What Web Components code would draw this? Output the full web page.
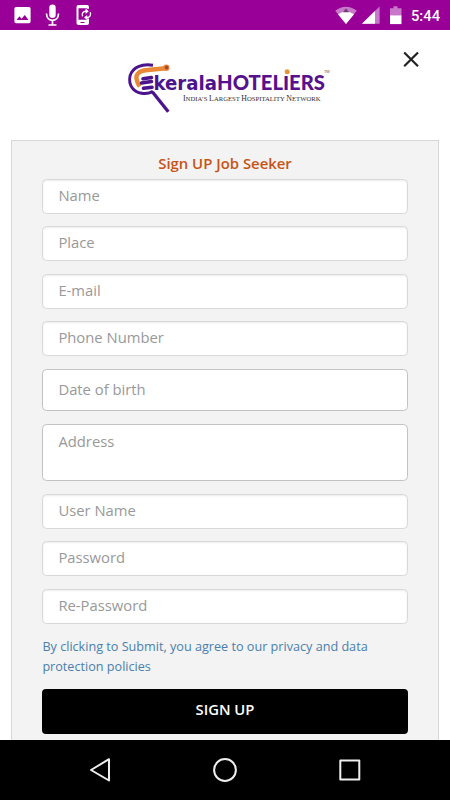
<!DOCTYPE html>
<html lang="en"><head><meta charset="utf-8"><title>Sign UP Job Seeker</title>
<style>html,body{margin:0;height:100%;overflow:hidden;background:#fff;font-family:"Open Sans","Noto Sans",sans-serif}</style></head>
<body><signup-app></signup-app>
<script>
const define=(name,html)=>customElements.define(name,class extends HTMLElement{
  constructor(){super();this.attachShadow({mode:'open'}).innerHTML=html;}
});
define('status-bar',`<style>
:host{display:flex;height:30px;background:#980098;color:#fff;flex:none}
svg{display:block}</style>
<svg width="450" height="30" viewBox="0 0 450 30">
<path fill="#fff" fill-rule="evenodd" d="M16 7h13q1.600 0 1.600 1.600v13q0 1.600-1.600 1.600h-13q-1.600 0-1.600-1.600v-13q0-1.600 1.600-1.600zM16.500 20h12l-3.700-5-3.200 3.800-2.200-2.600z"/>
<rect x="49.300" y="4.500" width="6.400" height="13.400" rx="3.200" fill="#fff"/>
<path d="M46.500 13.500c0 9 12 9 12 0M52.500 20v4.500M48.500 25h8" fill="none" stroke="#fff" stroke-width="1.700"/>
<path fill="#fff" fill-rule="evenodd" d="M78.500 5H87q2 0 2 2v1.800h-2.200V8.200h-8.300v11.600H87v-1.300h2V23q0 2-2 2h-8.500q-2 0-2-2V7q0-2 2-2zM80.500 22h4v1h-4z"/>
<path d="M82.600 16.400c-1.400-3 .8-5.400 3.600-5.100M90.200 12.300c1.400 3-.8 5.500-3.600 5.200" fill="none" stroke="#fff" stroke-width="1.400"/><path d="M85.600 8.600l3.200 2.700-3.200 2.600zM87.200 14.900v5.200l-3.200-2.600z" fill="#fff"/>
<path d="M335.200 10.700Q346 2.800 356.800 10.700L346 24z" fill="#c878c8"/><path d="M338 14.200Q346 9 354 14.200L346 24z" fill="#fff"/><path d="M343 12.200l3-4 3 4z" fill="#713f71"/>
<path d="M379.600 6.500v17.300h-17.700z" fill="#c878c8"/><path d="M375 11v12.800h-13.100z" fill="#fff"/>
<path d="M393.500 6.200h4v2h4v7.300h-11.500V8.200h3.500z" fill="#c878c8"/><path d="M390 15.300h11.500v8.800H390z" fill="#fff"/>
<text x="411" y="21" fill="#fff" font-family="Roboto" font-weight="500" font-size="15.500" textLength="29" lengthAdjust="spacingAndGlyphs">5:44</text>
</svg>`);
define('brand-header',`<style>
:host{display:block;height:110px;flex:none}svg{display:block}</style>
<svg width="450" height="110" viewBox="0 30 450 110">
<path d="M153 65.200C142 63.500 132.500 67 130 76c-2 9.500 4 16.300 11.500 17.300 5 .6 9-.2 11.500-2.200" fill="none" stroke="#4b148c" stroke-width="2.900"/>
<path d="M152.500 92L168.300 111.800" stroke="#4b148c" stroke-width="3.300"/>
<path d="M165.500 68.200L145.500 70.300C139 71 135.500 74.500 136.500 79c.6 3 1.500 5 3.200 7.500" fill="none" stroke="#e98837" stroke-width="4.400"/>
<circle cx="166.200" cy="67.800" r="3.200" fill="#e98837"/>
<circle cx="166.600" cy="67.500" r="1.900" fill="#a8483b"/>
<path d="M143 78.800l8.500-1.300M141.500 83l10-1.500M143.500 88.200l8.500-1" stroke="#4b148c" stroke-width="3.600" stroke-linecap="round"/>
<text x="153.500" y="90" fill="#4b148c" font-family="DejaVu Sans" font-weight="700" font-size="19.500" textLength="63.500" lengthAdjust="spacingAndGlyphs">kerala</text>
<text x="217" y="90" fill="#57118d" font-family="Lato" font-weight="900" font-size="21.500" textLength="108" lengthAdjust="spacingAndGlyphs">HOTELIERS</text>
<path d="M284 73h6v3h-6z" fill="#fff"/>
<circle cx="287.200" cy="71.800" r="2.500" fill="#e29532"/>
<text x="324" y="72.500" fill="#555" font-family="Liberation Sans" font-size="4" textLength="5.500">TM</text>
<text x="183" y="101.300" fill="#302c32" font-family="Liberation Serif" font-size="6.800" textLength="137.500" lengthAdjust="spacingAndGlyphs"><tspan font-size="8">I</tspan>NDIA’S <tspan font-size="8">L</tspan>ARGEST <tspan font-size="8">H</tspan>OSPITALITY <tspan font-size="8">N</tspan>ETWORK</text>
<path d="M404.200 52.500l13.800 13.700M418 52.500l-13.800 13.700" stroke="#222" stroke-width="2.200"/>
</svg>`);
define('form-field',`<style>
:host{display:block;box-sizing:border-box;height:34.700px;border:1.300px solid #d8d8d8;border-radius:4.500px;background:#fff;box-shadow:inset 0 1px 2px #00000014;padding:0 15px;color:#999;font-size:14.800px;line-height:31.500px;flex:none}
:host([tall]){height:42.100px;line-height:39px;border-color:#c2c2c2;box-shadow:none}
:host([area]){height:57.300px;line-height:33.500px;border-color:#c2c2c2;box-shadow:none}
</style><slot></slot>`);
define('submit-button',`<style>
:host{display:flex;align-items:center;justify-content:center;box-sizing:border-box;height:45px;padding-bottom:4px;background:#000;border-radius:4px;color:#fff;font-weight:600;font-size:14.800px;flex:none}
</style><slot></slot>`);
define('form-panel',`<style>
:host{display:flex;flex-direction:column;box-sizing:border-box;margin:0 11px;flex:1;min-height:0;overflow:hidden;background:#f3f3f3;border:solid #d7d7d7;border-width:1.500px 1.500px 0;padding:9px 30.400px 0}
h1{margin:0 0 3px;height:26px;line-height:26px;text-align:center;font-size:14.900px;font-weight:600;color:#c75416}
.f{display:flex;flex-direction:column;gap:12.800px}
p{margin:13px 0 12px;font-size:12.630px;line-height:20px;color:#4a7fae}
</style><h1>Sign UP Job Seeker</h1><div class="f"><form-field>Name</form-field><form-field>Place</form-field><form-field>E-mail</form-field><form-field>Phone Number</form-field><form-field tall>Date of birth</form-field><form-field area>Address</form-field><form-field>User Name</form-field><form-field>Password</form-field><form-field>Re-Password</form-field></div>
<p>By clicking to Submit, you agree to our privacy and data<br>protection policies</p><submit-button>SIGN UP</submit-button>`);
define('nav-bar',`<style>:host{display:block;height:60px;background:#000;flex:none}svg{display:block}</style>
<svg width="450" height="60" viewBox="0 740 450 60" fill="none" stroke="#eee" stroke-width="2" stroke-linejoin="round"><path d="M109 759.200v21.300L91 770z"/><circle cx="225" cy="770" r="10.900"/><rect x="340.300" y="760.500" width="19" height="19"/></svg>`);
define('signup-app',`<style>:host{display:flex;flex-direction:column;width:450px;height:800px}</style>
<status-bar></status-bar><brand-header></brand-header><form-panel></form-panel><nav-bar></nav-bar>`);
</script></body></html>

━━━━━━

Leave out the pictures and give the listing above again exactly.

EXERCISE OUTPUT =
What Web Components code would draw this? Output the full web page.
<!DOCTYPE html>
<html lang="en"><head><meta charset="utf-8"><title>Sign UP Job Seeker</title>
<style>html,body{margin:0;height:100%;overflow:hidden;background:#fff;font-family:"Open Sans","Noto Sans",sans-serif}</style></head>
<body><signup-app></signup-app>
<script>
const define=(name,html)=>customElements.define(name,class extends HTMLElement{
  constructor(){super();this.attachShadow({mode:'open'}).innerHTML=html;}
});
define('status-bar',`<style>
:host{display:flex;height:30px;background:#980098;color:#fff;flex:none}
svg{display:block}</style>
<svg width="450" height="30" viewBox="0 0 450 30">
<path fill="#fff" fill-rule="evenodd" d="M16 7h13q1.600 0 1.600 1.600v13q0 1.600-1.600 1.600h-13q-1.600 0-1.600-1.600v-13q0-1.600 1.600-1.600zM16.500 20h12l-3.700-5-3.200 3.800-2.200-2.600z"/>
<rect x="49.300" y="4.500" width="6.400" height="13.400" rx="3.200" fill="#fff"/>
<path d="M46.500 13.500c0 9 12 9 12 0M52.500 20v4.500M48.500 25h8" fill="none" stroke="#fff" stroke-width="1.700"/>
<path fill="#fff" fill-rule="evenodd" d="M78.500 5H87q2 0 2 2v1.800h-2.200V8.200h-8.300v11.600H87v-1.300h2V23q0 2-2 2h-8.500q-2 0-2-2V7q0-2 2-2zM80.500 22h4v1h-4z"/>
<path d="M82.600 16.400c-1.400-3 .8-5.400 3.600-5.100M90.200 12.300c1.400 3-.8 5.500-3.600 5.200" fill="none" stroke="#fff" stroke-width="1.400"/><path d="M85.600 8.600l3.200 2.700-3.200 2.600zM87.200 14.900v5.200l-3.200-2.600z" fill="#fff"/>
<path d="M335.200 10.700Q346 2.800 356.800 10.700L346 24z" fill="#c878c8"/><path d="M338 14.200Q346 9 354 14.200L346 24z" fill="#fff"/><path d="M343 12.200l3-4 3 4z" fill="#713f71"/>
<path d="M379.600 6.500v17.300h-17.700z" fill="#c878c8"/><path d="M375 11v12.800h-13.100z" fill="#fff"/>
<path d="M393.500 6.200h4v2h4v7.300h-11.500V8.200h3.500z" fill="#c878c8"/><path d="M390 15.300h11.500v8.800H390z" fill="#fff"/>
<text x="411" y="21" fill="#fff" font-family="Roboto" font-weight="500" font-size="15.500" textLength="29" lengthAdjust="spacingAndGlyphs">5:44</text>
</svg>`);
define('brand-header',`<style>
:host{display:block;height:110px;flex:none}svg{display:block}</style>
<svg width="450" height="110" viewBox="0 30 450 110">
<path d="M153 65.200C142 63.500 132.500 67 130 76c-2 9.500 4 16.300 11.500 17.300 5 .6 9-.2 11.500-2.200" fill="none" stroke="#4b148c" stroke-width="2.900"/>
<path d="M152.500 92L168.300 111.800" stroke="#4b148c" stroke-width="3.300"/>
<path d="M165.500 68.200L145.500 70.300C139 71 135.500 74.500 136.500 79c.6 3 1.500 5 3.200 7.500" fill="none" stroke="#e98837" stroke-width="4.400"/>
<circle cx="166.200" cy="67.800" r="3.200" fill="#e98837"/>
<circle cx="166.600" cy="67.500" r="1.900" fill="#a8483b"/>
<path d="M143 78.800l8.500-1.300M141.500 83l10-1.500M143.500 88.200l8.500-1" stroke="#4b148c" stroke-width="3.600" stroke-linecap="round"/>
<text x="153.500" y="90" fill="#4b148c" font-family="DejaVu Sans" font-weight="700" font-size="19.500" textLength="63.500" lengthAdjust="spacingAndGlyphs">kerala</text>
<text x="217" y="90" fill="#57118d" font-family="Lato" font-weight="900" font-size="21.500" textLength="108" lengthAdjust="spacingAndGlyphs">HOTELIERS</text>
<path d="M284 73h6v3h-6z" fill="#fff"/>
<circle cx="287.200" cy="71.800" r="2.500" fill="#e29532"/>
<text x="324" y="72.500" fill="#555" font-family="Liberation Sans" font-size="4" textLength="5.500">TM</text>
<text x="183" y="101.300" fill="#302c32" font-family="Liberation Serif" font-size="6.800" textLength="137.500" lengthAdjust="spacingAndGlyphs"><tspan font-size="8">I</tspan>NDIA’S <tspan font-size="8">L</tspan>ARGEST <tspan font-size="8">H</tspan>OSPITALITY <tspan font-size="8">N</tspan>ETWORK</text>
<path d="M404.200 52.500l13.800 13.700M418 52.500l-13.800 13.700" stroke="#222" stroke-width="2.200"/>
</svg>`);
define('form-field',`<style>
:host{display:block;box-sizing:border-box;height:34.700px;border:1.300px solid #d8d8d8;border-radius:4.500px;background:#fff;box-shadow:inset 0 1px 2px #00000014;padding:0 15px;color:#999;font-size:14.800px;line-height:31.500px;flex:none}
:host([tall]){height:42.100px;line-height:39px;border-color:#c2c2c2;box-shadow:none}
:host([area]){height:57.300px;line-height:33.500px;border-color:#c2c2c2;box-shadow:none}
</style><slot></slot>`);
define('submit-button',`<style>
:host{display:flex;align-items:center;justify-content:center;box-sizing:border-box;height:45px;padding-bottom:4px;background:#000;border-radius:4px;color:#fff;font-weight:600;font-size:14.800px;flex:none}
</style><slot></slot>`);
define('form-panel',`<style>
:host{display:flex;flex-direction:column;box-sizing:border-box;margin:0 11px;flex:1;min-height:0;overflow:hidden;background:#f3f3f3;border:solid #d7d7d7;border-width:1.500px 1.500px 0;padding:9px 30.400px 0}
h1{margin:0 0 3px;height:26px;line-height:26px;text-align:center;font-size:14.900px;font-weight:600;color:#c75416}
.f{display:flex;flex-direction:column;gap:12.800px}
p{margin:13px 0 12px;font-size:12.630px;line-height:20px;color:#4a7fae}
</style><h1>Sign UP Job Seeker</h1><div class="f"><form-field>Name</form-field><form-field>Place</form-field><form-field>E-mail</form-field><form-field>Phone Number</form-field><form-field tall>Date of birth</form-field><form-field area>Address</form-field><form-field>User Name</form-field><form-field>Password</form-field><form-field>Re-Password</form-field></div>
<p>By clicking to Submit, you agree to our privacy and data<br>protection policies</p><submit-button>SIGN UP</submit-button>`);
define('nav-bar',`<style>:host{display:block;height:60px;background:#000;flex:none}svg{display:block}</style>
<svg width="450" height="60" viewBox="0 740 450 60" fill="none" stroke="#eee" stroke-width="2" stroke-linejoin="round"><path d="M109 759.200v21.300L91 770z"/><circle cx="225" cy="770" r="10.900"/><rect x="340.300" y="760.500" width="19" height="19"/></svg>`);
define('signup-app',`<style>:host{display:flex;flex-direction:column;width:450px;height:800px}</style>
<status-bar></status-bar><brand-header></brand-header><form-panel></form-panel><nav-bar></nav-bar>`);
</script></body></html>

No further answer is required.